PROVIDED MATERIAL
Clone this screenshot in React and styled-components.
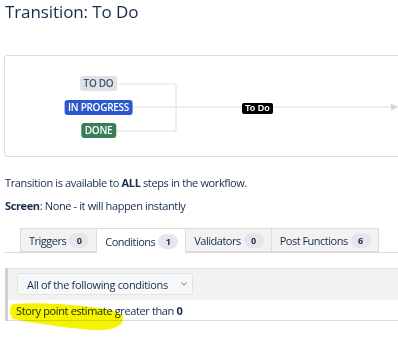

* * *

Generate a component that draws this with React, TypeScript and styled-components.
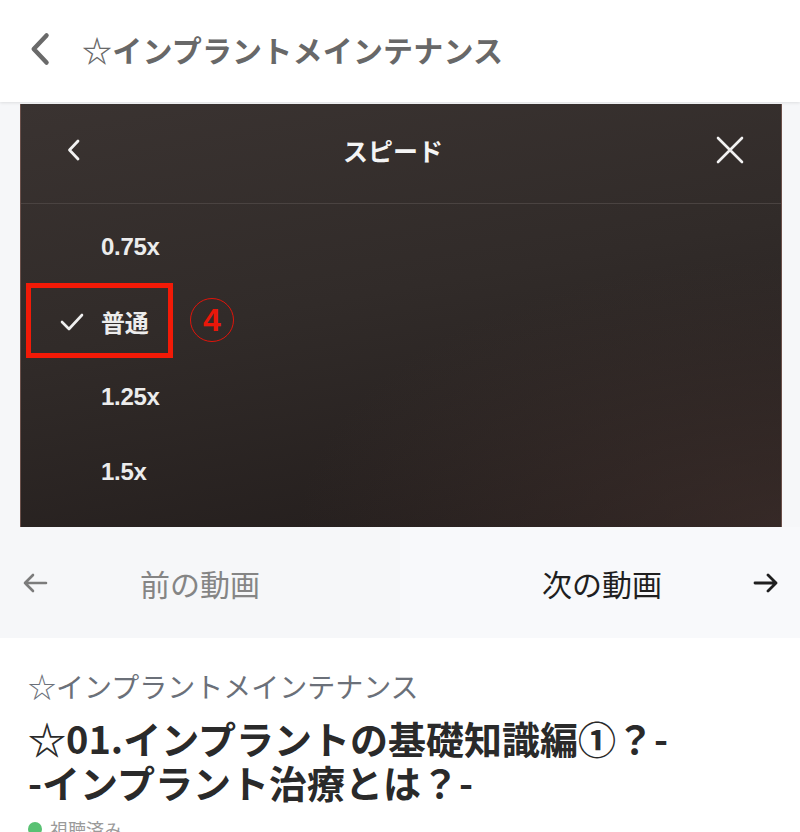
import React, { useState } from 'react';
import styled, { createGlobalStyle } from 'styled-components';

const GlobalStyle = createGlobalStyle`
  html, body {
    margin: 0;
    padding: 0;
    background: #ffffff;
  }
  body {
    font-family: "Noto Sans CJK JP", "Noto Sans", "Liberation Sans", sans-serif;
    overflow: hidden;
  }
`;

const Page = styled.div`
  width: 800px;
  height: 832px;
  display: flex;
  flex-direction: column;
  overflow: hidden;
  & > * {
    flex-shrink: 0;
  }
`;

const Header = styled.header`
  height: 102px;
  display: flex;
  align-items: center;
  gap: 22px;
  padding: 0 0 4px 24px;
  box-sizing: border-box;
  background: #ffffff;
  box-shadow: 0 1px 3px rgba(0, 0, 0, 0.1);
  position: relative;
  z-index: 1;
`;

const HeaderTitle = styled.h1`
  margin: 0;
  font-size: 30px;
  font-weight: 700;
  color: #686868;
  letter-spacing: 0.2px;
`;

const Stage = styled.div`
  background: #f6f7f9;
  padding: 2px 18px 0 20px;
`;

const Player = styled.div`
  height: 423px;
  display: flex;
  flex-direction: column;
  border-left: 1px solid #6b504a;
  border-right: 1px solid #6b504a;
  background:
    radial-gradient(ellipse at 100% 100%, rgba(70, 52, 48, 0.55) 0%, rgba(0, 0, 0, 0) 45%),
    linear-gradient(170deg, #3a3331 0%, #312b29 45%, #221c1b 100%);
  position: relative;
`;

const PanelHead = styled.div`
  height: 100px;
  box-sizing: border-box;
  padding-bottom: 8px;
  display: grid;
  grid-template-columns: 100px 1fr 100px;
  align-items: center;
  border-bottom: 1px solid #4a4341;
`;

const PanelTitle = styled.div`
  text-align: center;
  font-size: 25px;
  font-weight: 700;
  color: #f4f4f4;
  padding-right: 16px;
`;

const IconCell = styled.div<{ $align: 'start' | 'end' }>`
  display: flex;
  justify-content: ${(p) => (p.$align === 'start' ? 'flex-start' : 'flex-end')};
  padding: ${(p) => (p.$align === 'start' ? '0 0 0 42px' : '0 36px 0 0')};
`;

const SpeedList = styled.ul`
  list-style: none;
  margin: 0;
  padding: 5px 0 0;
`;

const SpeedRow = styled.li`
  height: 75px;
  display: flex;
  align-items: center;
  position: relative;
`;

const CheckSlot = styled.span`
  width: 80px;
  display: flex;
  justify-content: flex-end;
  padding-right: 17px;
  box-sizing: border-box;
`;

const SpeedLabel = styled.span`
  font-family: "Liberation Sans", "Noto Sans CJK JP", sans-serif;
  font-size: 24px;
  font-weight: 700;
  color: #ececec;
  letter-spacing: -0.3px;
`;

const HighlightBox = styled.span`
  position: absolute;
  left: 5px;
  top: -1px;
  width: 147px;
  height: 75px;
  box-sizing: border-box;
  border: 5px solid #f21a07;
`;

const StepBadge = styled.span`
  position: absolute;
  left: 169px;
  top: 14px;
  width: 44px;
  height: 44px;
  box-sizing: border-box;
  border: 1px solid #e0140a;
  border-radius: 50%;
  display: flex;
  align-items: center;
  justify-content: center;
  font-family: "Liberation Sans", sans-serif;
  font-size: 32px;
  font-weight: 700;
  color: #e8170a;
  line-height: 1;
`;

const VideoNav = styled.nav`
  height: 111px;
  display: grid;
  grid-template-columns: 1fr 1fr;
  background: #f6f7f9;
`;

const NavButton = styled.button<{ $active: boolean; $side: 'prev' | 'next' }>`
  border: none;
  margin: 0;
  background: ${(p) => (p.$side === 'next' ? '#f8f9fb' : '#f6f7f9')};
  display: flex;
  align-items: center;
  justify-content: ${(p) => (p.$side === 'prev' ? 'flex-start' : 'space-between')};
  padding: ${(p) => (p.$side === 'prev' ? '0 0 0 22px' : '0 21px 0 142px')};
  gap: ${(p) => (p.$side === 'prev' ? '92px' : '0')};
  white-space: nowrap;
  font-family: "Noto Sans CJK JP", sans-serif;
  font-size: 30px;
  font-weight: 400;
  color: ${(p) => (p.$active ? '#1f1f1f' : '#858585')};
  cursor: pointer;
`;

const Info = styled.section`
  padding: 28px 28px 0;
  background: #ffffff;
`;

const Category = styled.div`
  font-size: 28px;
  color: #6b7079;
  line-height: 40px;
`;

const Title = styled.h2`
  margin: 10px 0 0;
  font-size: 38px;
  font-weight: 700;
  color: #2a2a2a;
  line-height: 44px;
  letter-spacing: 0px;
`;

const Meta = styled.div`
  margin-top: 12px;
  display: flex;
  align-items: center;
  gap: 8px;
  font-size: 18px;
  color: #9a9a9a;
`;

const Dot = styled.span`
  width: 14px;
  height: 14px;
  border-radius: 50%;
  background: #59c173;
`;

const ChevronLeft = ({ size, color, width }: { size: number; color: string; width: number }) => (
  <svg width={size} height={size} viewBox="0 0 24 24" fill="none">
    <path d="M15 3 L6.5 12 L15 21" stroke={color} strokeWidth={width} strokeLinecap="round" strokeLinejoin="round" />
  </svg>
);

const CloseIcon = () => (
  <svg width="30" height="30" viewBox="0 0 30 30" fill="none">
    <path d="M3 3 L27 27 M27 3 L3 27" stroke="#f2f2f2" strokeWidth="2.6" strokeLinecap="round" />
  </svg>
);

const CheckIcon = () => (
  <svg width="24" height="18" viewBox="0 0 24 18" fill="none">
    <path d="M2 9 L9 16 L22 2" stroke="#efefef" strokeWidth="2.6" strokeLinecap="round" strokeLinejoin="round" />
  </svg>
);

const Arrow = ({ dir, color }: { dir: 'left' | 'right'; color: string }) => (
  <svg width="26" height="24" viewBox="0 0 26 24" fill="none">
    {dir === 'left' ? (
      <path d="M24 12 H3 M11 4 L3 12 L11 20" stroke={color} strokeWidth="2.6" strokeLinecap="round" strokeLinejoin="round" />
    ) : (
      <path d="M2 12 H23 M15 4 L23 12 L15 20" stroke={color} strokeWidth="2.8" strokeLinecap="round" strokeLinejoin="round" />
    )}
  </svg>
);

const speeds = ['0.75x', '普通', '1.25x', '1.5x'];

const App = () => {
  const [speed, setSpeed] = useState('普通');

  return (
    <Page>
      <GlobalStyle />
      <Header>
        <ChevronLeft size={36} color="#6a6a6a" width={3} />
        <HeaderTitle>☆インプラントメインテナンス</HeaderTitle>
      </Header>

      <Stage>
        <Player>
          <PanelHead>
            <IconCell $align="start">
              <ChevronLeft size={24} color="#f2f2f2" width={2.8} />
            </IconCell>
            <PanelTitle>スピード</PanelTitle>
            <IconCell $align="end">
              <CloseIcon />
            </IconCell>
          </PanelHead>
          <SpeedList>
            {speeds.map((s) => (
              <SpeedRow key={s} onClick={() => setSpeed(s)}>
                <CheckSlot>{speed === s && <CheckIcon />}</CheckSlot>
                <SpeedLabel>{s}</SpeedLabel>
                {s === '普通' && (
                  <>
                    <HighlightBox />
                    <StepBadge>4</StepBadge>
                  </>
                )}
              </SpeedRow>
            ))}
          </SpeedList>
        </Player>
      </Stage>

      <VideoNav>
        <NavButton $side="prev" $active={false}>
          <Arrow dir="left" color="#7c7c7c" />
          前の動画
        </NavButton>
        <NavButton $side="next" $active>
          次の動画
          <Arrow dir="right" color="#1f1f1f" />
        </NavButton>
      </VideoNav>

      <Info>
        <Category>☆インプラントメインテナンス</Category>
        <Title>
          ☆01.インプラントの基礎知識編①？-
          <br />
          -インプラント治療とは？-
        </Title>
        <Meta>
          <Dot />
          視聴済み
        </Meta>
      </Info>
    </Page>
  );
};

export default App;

WHAT IS NEEDED
Which lines hold the word "this"? Copy each of them from the records.

IN RESPONSE
Clone this screenshot in React and styled-components.
Generate a component that draws this with React, TypeScript and styled-components.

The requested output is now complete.